In that sense, they have to physically separate receive and transmit, and often times include transmit reject filtering on the receive side to prevent self-interference from the transmit array. And so, what Kymeta is able to do then, in a typical footprint, is have a beam width that's about half the beam width of a similar phased array approach. And so, from a directivity perspective, that gives them a narrower beam if you look at it from an interference environment. On the receive side, the significance of that is, it's going to make the Kymeta array a lot more resistant to interference or even intentional jamming.
If you look at where an interfere might fall on the phased arrays main beam, it's more typically going to be falling more into the null well off of Kymeta's main beam. So in some scenarios that we've analyzed, Kymeta would have 100x better interference rejection, and 20 dB better interference rejection, simply due to the better spatial filtering that you get from a higher directivity beam. And then on the transmit side, they are also radiating energy into a much smaller cone so it makes us less detectable.
In the sense of why MODs and DODs, are concerned about this kind of thing, it makes these arrays less detectable. You have a lower signature when you're transmitting through a higher directivity antenna. But even in the commercial sense, it assists with frequency re-use and frequency sharing. And as space gets more congested, as more LEO constellations go up, having a higher directivity beam enables frequency reuse, and it can help resolve some of the spectrum contention issues that are going to occur.

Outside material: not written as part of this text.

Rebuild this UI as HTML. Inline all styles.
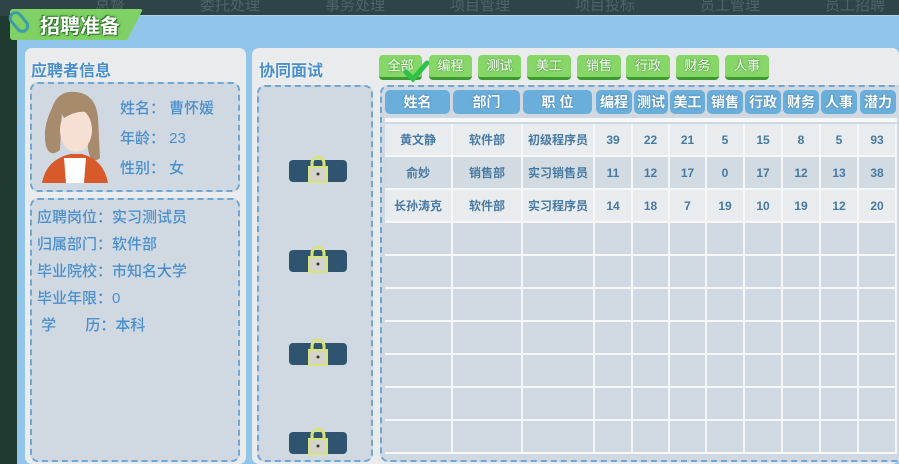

And size wise, what Kymeta sees is the phased arrays can typically be a little bit narrower in one dimension, but sometimes longer in the other dimension than us. For example, the Osprey product, what Kymeta calls the U8 antenna, the package is about 90 by 90 centimeters – and that's what's currently used in their military facing product right now. The Osprey has the interleave transmit/receive capability so if you're going to combine Ka-Band, transmit and receive, Kymeta can do that in the same footprint. For a phased array, they would have to add two more phased arrays into that, so from a footprint perspective, you'd expect the phased array solution to have to double its footprint, while Kymeta can maintain the same footprint. From power perspective; it's going to become even wider when you think about adding the multiband component.
For the future, Kymeta has another approach that would then enable on each band, two simultaneous beams, two full duplex beams in the Ku-Band and two in the Ka-Band. It requires some re-engineering of the overall feeding architecture that feeds the meta surface, but that's something that's next up on their roadmap.